Un entrepreneur n’est pas là que pour organiser et promouvoir son entreprise ou pour faire des bénéfices. Il faut que l’entreprise rayonne avec une image et une âme fédératrices. Chacun y a une place importante. Il faut cette sensibilité pour rechercher les talents et les faire évoluer.

Une fois que la mission sur l’art était lancée, nous avons ajouté une deuxième corde à l’arc de la fondation afin de valoriser les métiers techniques et manuels auprès des collégiens. Il fallait déjà leur expliquer ce qu’est l’industrie.

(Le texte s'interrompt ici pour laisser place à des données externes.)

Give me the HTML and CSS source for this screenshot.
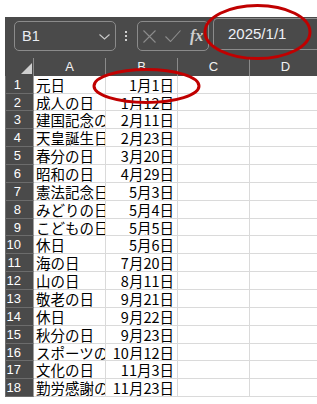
FILE: index.html
```html
<!DOCTYPE html>
<html lang="ja">
<head>
  <meta charset="UTF-8">
  <meta name="viewport" content="width=device-width, initial-scale=1.0">
  <title>祝日一覧</title>
  <link rel="stylesheet" href="styles.css">
</head>
<body>
  <div class="app">
    <!-- Formula bar -->
    <div class="toolbar">
      <div class="namebox">
        <span class="ref">B1</span>
        <svg class="chevron" width="11" height="6" viewBox="0 0 11 6"><path d="M0.5 0.5 L5.5 5 L10.5 0.5" fill="none" stroke="#c9c9c9" stroke-width="1.1"/></svg>
      </div>
      <div class="dots"><i></i><i></i><i></i></div>
      <div class="fxbox">
        <svg width="13" height="13" viewBox="0 0 13 13"><path d="M0.5 0.5 L12.5 12.5 M12.5 0.5 L0.5 12.5" stroke="#8d8d8d" stroke-width="1.1"/></svg>
        <svg class="check" width="16" height="12" viewBox="0 0 16 12"><path d="M0.5 6.5 L5.5 11.5 L15.5 0.5" fill="none" stroke="#8d8d8d" stroke-width="1.1"/></svg>
        <span class="fx">fx</span>
      </div>
      <div class="formula">2025/1/1</div>
    </div>

    <!-- Sheet -->
    <div class="sheet">
      <div class="corner"><svg width="11" height="11" viewBox="0 0 11 11"><path d="M11 0 L11 11 L0 11 Z" fill="#cfcfcf"/></svg></div>
      <div class="colhead">A</div>
      <div class="colhead">B</div>
      <div class="colhead">C</div>
      <div class="colhead">D</div>

      <div class="rowhead">1</div><div class="cell">元日</div><div class="cell date">1月1日</div><div class="cell"></div><div class="cell"></div>
      <div class="rowhead">2</div><div class="cell">成人の日</div><div class="cell date">1月12日</div><div class="cell"></div><div class="cell"></div>
      <div class="rowhead">3</div><div class="cell">建国記念の日</div><div class="cell date">2月11日</div><div class="cell"></div><div class="cell"></div>
      <div class="rowhead">4</div><div class="cell">天皇誕生日</div><div class="cell date">2月23日</div><div class="cell"></div><div class="cell"></div>
      <div class="rowhead">5</div><div class="cell">春分の日</div><div class="cell date">3月20日</div><div class="cell"></div><div class="cell"></div>
      <div class="rowhead">6</div><div class="cell">昭和の日</div><div class="cell date">4月29日</div><div class="cell"></div><div class="cell"></div>
      <div class="rowhead">7</div><div class="cell">憲法記念日</div><div class="cell date">5月3日</div><div class="cell"></div><div class="cell"></div>
      <div class="rowhead">8</div><div class="cell">みどりの日</div><div class="cell date">5月4日</div><div class="cell"></div><div class="cell"></div>
      <div class="rowhead">9</div><div class="cell">こどもの日</div><div class="cell date">5月5日</div><div class="cell"></div><div class="cell"></div>
      <div class="rowhead">10</div><div class="cell">休日</div><div class="cell date">5月6日</div><div class="cell"></div><div class="cell"></div>
      <div class="rowhead">11</div><div class="cell">海の日</div><div class="cell date">7月20日</div><div class="cell"></div><div class="cell"></div>
      <div class="rowhead">12</div><div class="cell">山の日</div><div class="cell date">8月11日</div><div class="cell"></div><div class="cell"></div>
      <div class="rowhead">13</div><div class="cell">敬老の日</div><div class="cell date">9月21日</div><div class="cell"></div><div class="cell"></div>
      <div class="rowhead">14</div><div class="cell">休日</div><div class="cell date">9月22日</div><div class="cell"></div><div class="cell"></div>
      <div class="rowhead">15</div><div class="cell">秋分の日</div><div class="cell date">9月23日</div><div class="cell"></div><div class="cell"></div>
      <div class="rowhead">16</div><div class="cell">スポーツの日</div><div class="cell date">10月12日</div><div class="cell"></div><div class="cell"></div>
      <div class="rowhead">17</div><div class="cell">文化の日</div><div class="cell date">11月3日</div><div class="cell"></div><div class="cell"></div>
      <div class="rowhead">18</div><div class="cell">勤労感謝の日</div><div class="cell date">11月23日</div><div class="cell"></div><div class="cell"></div>
    </div>
  </div>

  <!-- Red annotation circles -->
  <svg class="marks" width="317" height="404" viewBox="0 0 317 404">
    <ellipse cx="257.5" cy="32" rx="52.5" ry="26.5" fill="none" stroke="#c00000" stroke-width="3"/>
    <ellipse cx="146.5" cy="86" rx="52.5" ry="16.5" fill="none" stroke="#c00000" stroke-width="3"/>
  </svg>
</body>
</html>
```

FILE: styles.css
```css
html, body {
  margin: 0;
  overflow: hidden;
  background: #fff;
}
body {
  position: relative;
  width: 317px;
  height: 404px;
}
.app {
  margin: 17px 0 0 5px;
  width: 317px;
  background-color: #4a4a4a;
}

/* formula bar */
.toolbar {
  display: flex;
  align-items: flex-start;
  height: 41px;
  padding-left: 9px;
}
.namebox {
  margin-top: 4px;
  width: 102px;
  height: 30px;
  box-sizing: border-box;
  border: 1px solid #8b8b8b;
  border-radius: 5px;
  display: flex;
  align-items: center;
  justify-content: space-between;
  padding: 0 5px 0 7px;
}
.ref {
  font: 14.5px "Liberation Sans", Arial, sans-serif;
  color: #e9ecf2;
}
.chevron {
  margin-top: 2px;
}
.dots {
  margin: 14px 0 0 9px;
  display: flex;
  flex-direction: column;
  gap: 2px;
}
.dots i {
  width: 2px;
  height: 2px;
  background-color: #cfcfcf;
}
.fxbox {
  margin: 4px 0 0 10px;
  width: 72px;
  height: 30px;
  box-sizing: border-box;
  border: 1px solid #8b8b8b;
  border-radius: 5px;
  display: flex;
  align-items: center;
  padding-left: 5px;
}
.check {
  margin-left: 9px;
}
.fx {
  margin-left: 9px;
  font: italic bold 16px "Liberation Serif", serif;
  color: #cfcfcf;
}
.formula {
  margin: 1px 0 0 4px;
  flex: 1;
  height: 32px;
  box-sizing: border-box;
  border: 1px solid #8b8b8b;
  border-right: none;
  border-radius: 5px 0 0 5px;
  padding-left: 14px;
  font: 15px "Liberation Sans", Arial, sans-serif;
  line-height: 30px;
  color: #eef0f6;
}

/* sheet grid */
.sheet {
  display: grid;
  grid-template-columns: 29px repeat(4, 72px);
  grid-template-rows: 17.7px;
  grid-auto-rows: 17.87px;
}
.corner, .colhead {
  background-color: #4a4a4a;
  border-right: 1px solid #8a8a8a;
  box-sizing: border-box;
}
.corner {
  display: flex;
  align-items: flex-end;
  justify-content: flex-end;
  padding: 0 1px 2px 0;
}
.colhead {
  text-align: center;
  font: 13px "Liberation Sans", Arial, sans-serif;
  line-height: 18px;
  color: #f2f2f2;
}
.rowhead {
  background-color: #4a4a4a;
  border-left: 1px solid #6f6f6f;
  border-bottom: 1px solid #6c6c6c;
  border-right: 1px solid #a0a0a0;
  box-sizing: border-box;
  text-align: right;
  padding-right: 12px;
  font: 13px "Liberation Sans", Arial, sans-serif;
  line-height: 17px;
  color: #fff;
}
.cell {
  background-color: #fff;
  border-right: 1px solid #dadada;
  border-bottom: 1px solid #dadada;
  box-sizing: border-box;
  padding: 0 2px;
  overflow: hidden;
  white-space: nowrap;
  font: 14.5px "Noto Sans CJK JP", sans-serif;
  line-height: 17px;
  color: #000;
}
.cell.date {
  text-align: right;
  padding-right: 3px;
}

.marks {
  position: absolute;
  top: 0;
  left: 0;
  pointer-events: none;
}
```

Ils étaient pleins d’idées reçues. Ils avaient l’image d’une usine sale, polluante. Ils ont visité l’entreprise, ils ont vu notre showroom. Ils ont découvert qu’il y avait tout un éventail de métiers : l’accueil, la vente, la logistique, le bureau d’études, les achats.

Des freins encore nombreux chez les filles

L’an dernier, nous avons lancé le concours « La matière en lumière ». L’objectif était de créer une œuvre en mettant en scène un matériau. Quatre collèges de Nice, soit 120 jeunes, y ont participé. Nous leur avons donné des morceaux d’aluminium, coupant les pièces une par une. Au final, nous avons jugé les œuvres, mais aussi la qualité d’expression des élèves, leur présentation, leur motivation. Cela a créé une synergie et pas mal d’émotions. Cette année, nous avons été rejoints par les entreprises Resistex, SJD Décolletage et Orsteel Light. Le concours s’articulera autour du thème « Prends tes rêves en main ! ». Deux cents collégiens sont inscrits.

J’interviens aussi dans des lycées, notamment auprès des filles. Pour elles, les freins sont encore nombreux : les parents, l’Éducation nationale, les usages. Il y a tant d’interdits, d’autocensure ! Je les entends souvent dire « ça ne se fait pas ». Pourtant, quand on leur pose la question, elles savent ce qu’elles veulent faire. Sur une assemblée de cinquante filles, s’il y en a 2 ou 3 qui suivent ce chemin voyant que cela est possible, ce sera déjà bien. Si ça leur plaît, elles réussiront."